TO BE DONE:
Pick out all lines in the listing holding the string "styles" and copy them.

DATA PROVIDED:
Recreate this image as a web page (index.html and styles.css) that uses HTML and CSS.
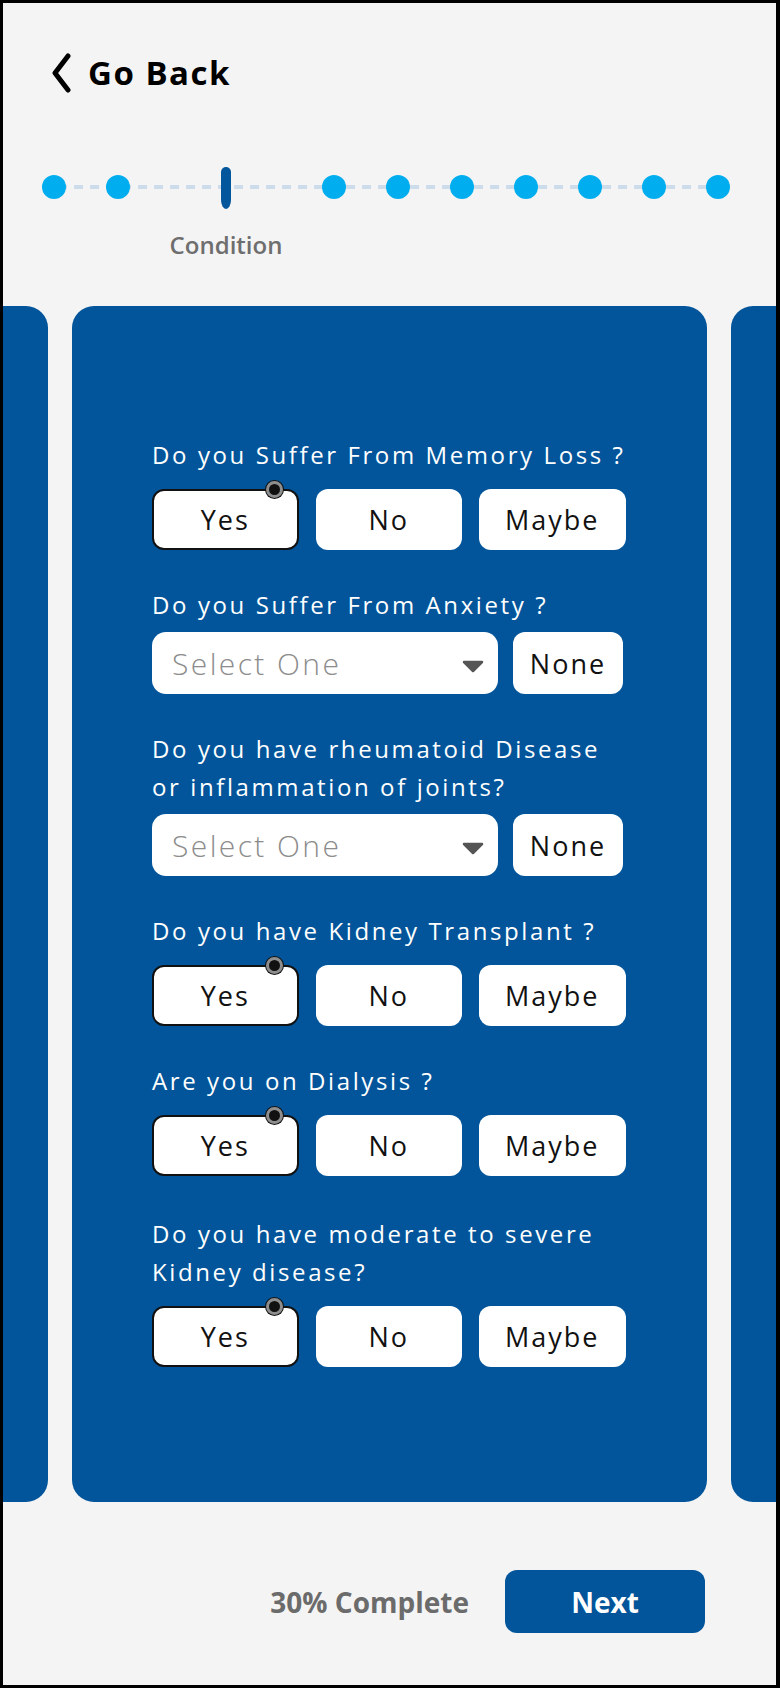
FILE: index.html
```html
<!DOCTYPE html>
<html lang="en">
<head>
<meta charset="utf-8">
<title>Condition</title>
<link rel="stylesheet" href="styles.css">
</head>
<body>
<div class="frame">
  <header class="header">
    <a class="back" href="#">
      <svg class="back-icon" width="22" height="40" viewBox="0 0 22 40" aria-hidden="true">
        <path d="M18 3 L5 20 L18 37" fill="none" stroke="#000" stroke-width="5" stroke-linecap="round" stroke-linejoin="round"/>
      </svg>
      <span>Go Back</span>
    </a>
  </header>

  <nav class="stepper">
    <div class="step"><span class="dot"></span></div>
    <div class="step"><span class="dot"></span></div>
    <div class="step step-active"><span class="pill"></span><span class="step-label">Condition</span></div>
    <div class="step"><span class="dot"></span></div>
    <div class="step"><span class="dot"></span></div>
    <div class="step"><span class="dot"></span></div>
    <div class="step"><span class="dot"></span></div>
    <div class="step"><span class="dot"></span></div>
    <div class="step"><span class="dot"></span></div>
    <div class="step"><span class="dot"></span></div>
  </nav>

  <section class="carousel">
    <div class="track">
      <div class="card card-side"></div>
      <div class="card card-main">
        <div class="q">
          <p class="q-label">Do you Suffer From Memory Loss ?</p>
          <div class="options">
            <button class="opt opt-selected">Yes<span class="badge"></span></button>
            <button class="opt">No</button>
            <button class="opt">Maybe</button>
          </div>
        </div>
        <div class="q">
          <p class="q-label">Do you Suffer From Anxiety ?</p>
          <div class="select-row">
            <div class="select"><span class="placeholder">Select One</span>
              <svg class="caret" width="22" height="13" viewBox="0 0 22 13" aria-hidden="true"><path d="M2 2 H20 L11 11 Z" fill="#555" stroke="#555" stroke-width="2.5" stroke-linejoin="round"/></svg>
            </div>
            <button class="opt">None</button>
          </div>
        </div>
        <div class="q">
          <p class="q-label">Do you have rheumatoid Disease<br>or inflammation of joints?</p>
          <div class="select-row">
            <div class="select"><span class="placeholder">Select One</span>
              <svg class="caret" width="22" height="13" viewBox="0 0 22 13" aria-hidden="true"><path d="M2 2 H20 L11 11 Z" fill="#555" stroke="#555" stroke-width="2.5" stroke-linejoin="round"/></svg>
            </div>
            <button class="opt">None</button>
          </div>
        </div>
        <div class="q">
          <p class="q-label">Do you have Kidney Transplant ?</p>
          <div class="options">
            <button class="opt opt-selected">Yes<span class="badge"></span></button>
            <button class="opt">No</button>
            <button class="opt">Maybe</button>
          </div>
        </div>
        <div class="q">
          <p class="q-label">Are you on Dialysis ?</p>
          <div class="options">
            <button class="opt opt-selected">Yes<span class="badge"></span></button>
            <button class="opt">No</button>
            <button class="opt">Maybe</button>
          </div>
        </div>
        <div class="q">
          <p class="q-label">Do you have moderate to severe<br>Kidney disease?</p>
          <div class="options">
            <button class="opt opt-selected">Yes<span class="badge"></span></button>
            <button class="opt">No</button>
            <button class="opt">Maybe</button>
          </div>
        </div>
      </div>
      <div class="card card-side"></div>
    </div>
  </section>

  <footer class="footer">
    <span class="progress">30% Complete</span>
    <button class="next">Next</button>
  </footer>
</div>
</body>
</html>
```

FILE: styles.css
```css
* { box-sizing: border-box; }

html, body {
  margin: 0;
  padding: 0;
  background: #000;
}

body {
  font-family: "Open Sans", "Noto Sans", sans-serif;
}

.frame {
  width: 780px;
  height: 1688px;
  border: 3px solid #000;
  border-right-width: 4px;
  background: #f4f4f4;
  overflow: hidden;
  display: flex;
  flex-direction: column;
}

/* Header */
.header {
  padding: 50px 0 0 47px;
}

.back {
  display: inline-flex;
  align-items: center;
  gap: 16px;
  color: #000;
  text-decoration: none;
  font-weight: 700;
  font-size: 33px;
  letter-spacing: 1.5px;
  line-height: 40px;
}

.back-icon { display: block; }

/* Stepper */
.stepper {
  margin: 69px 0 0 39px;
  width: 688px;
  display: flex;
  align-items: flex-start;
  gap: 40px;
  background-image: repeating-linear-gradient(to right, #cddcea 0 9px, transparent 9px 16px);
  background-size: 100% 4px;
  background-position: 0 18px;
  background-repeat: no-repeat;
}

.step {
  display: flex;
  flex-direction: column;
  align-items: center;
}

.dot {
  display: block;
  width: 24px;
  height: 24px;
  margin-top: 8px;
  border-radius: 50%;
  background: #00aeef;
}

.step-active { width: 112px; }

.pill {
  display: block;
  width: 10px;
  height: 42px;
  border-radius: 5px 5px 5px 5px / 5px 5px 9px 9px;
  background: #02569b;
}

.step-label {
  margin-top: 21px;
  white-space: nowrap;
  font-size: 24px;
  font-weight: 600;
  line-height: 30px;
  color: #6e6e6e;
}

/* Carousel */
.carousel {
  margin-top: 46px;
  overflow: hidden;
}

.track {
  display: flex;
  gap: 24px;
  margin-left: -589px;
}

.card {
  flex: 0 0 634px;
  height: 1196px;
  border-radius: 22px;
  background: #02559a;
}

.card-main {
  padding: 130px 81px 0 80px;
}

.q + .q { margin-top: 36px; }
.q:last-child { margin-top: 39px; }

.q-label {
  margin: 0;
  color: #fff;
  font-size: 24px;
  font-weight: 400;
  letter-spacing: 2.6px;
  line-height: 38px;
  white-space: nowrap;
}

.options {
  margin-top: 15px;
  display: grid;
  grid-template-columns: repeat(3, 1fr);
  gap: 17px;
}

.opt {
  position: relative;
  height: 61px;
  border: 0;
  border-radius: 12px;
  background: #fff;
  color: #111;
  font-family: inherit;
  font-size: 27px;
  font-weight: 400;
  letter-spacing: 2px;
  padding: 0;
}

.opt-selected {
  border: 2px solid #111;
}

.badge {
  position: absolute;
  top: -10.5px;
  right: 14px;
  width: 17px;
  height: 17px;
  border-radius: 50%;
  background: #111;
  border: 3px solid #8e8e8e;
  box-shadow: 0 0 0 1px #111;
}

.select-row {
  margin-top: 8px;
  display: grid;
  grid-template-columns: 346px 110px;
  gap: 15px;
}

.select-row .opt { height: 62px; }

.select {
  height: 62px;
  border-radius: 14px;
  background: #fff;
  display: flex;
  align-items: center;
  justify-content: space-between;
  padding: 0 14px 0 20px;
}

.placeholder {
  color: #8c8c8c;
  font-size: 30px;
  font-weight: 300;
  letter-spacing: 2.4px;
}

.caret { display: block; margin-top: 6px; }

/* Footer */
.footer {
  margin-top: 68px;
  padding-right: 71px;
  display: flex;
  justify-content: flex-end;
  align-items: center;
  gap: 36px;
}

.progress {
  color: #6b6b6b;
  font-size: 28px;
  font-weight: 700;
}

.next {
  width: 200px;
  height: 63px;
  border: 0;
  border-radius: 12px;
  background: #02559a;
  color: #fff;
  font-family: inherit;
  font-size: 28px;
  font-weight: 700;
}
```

TASK RESPONSE:
Recreate this image as a web page (index.html and styles.css) that uses HTML and CSS.
<link rel="stylesheet" href="styles.css">
FILE: styles.css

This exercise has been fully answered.